Gian Luigi Paracchini, Corriere della Sera 29/09/09, 29 settembre 2009
Se la stampa straniera vede il premier anche in passerella - Dov’è finito il cuore dell’eleganza nazionale? Che fine ha fatto il modello di donna raffinata con l’etichetta del Made in Italy? Miseramente sacrificati al mito d’una «bonazza» disinvolta, sfacciata, con spiccata tendenza al volgare
Se la stampa straniera vede il premier anche in passerella - Dov’è finito il cuore dell’eleganza nazionale? Che fine ha fatto il modello di donna raffinata con l’etichetta del Made in Italy?
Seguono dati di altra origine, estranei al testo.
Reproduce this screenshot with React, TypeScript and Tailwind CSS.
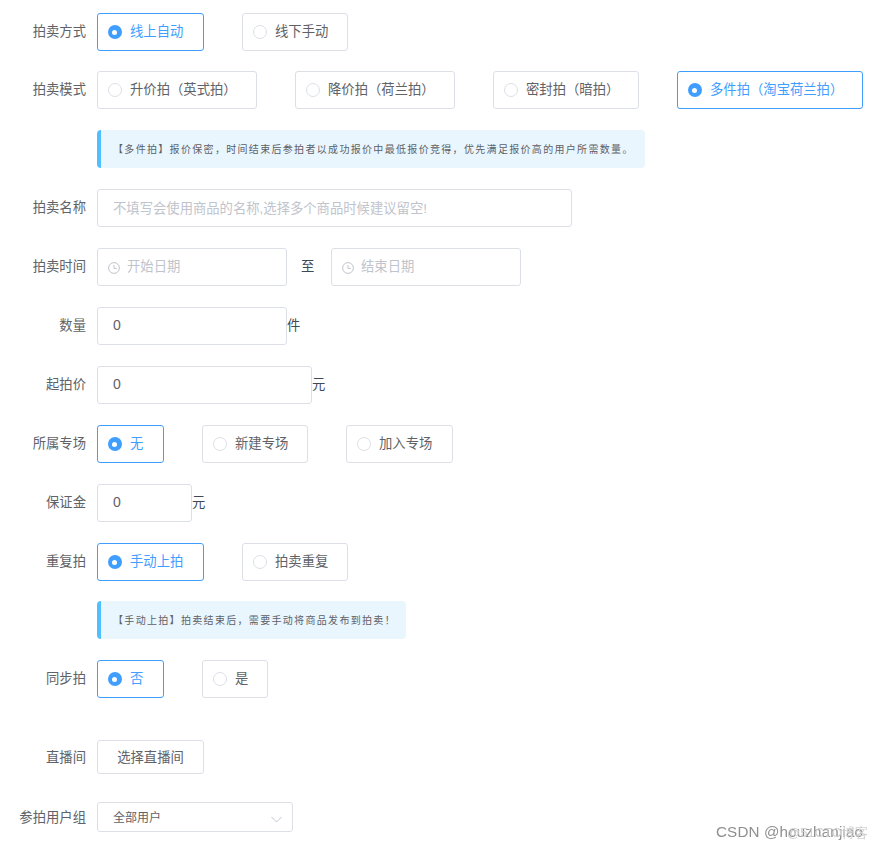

Miseramente sacrificati al mito d’una «bonazza» disinvolta, sfacciata, con spiccata tendenza al volgare. E chissà a che cos’altro. L’abito non fa (soltanto) il monaco. Scopriamo da autorevoli quotidiani anglosassoni che soprattutto in Italia l’abito fa la peccatrice. Secondo Herald Tribune e Financial Times , le ultime passerelle milanesi sarebbero un portfolio vivente di attricette maliziose, veline assatanate e naturalmente di escort, visto che si citano certi «famigerati festini». Sulla libertà di interpretazione e di critica c’è ben poco da dire: più che legittima. Anche se molti osservatori, al contrario, hanno caso mai addebitato a queste collezioni spizzichi di noia più che un’overdose di sensualità. Ma questo è il bello dell’opinabile. Ci sarebbe pure da ricordare che, giusto due anni fa, il New York Times titolava «Per la moda italiana è il tempo delle zoccole» e giù una casistica di mise italiane da bordello. Peraltro così amate (e comprate) dalle signore americane. Ma la vera perplessità sta nel titolo dell’ Herald : «Date la colpa a Berlusconi ». Dunque le (poche) volgarità viste in passerella sarebbero da mettere sul suo conto. Anche se ai tempi, quando un po’ di nudo è comparso sulla passerella di New York, nessuno ha titolato «Date la colpa a Clinton». A voler vedere, archiviata la dimensione hot, questa libera associazione stilistico- governativa potrebbe continuare all’infinito. Che cosa dire, per esempio, del vestito rosso e nero, dunque chiaramente milanista, di Dolce e Gabbana? Fa anche quello parte della volgarità berlusconiana, visto come sta andando la squadra? E la collezione da amazzone di Frankie Morello va forse letta come un omaggio al famoso, discusso stalliere di Arcore? Che il premier abbia punti dolenti non ci piove. Però farne anche il «grande vecchio» delle brigate stilistiche italiane, forse è eccessivo.